Today, Granada’s urban plazas offer shade and flexibility within a built environment crafted from native stone and furnished with plants and trees. Vines dramatically cover the walls of buildings, creating lushness without a great deal of water. Regional materials highlight the uniqueness of the space, and make the urban fabric feel grounded in place, in contrast to the sameness of California’s often water-intensive commercial landscapes.
Cordova and Seville, Spain
The Mezquita or Great Mosque in Cordova, Spain, originally built in 786, provides further examples of maximizing water use for today. The Patio de los Naranjos, or Orange Courtyard, was originally planted on a grid lining up with the mosque’s interior posts to form an extension of this place of worship. A system of runnels directed water from cisterns and rainwater captured by gables on the roof to each tree with minimal evaporation and water loss.
During the Reconquista King Ferdinand III conquered Seville, Spain, and moved the Castilian court to the Alcazar, a Moorish fort that predates the Alhambra. Muslims that did not convert to Christianity became known as Mudejar. Islamic design continued to influence Iberian architecture and decoration for Muslims, Christians, and Jews. The political leadership was Castilian; the gardens were Muslim.
Courtyards within the Alcazar were organized in the four quadrants of chahār bāgh with recessed flowerbeds running alongside water features similar to those at the Alhambra’s Patio of the Lions. The strong geometry of the garden layout was reinforced by evergreen hedges surrounding flowers and fruit trees irrigated by a gravity-fed system of runnels that connected to a water supply captured at a high point in the design. In many ways, it was an early drip irrigation system.

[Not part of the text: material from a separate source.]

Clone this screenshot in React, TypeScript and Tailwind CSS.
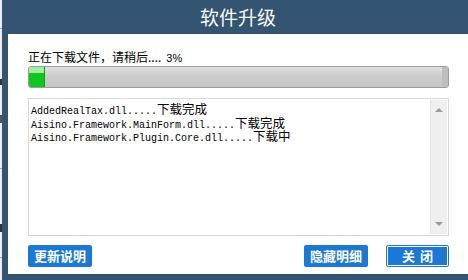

While the Alcazar was a royal garden, a carmen was a residential garden in the courtyard of a traditional Andalusian house; a design based on the idea of figuratively transporting an orchard into a urban scene. These gardens were lush and overflowing with pockets of color and foliage within the paved space. A small water feature was often included for its aesthetic as well as its cooling properties in this hot-summer climate.
Ancient Lessons for Contemporary California
Living in a desert, the Moors saw water as a precious resource, capturing it for re-use in the landscape. A “systems design” approach—a new phrase for an ancient model where everything worked together—balanced functional design and beauty. Plants and water were used in often minimalist but purposeful ways, focused on living spaces while leaving the native landscape dry.
Gardeners and designers in a Mediterranean climate can learn a great deal from these historical examples. Contemporary application of the Moors’ ideas provides a way to begin to “re-learn” and reuse the technology, theory, and approach of ancient cultures, adapting them to modern garden design.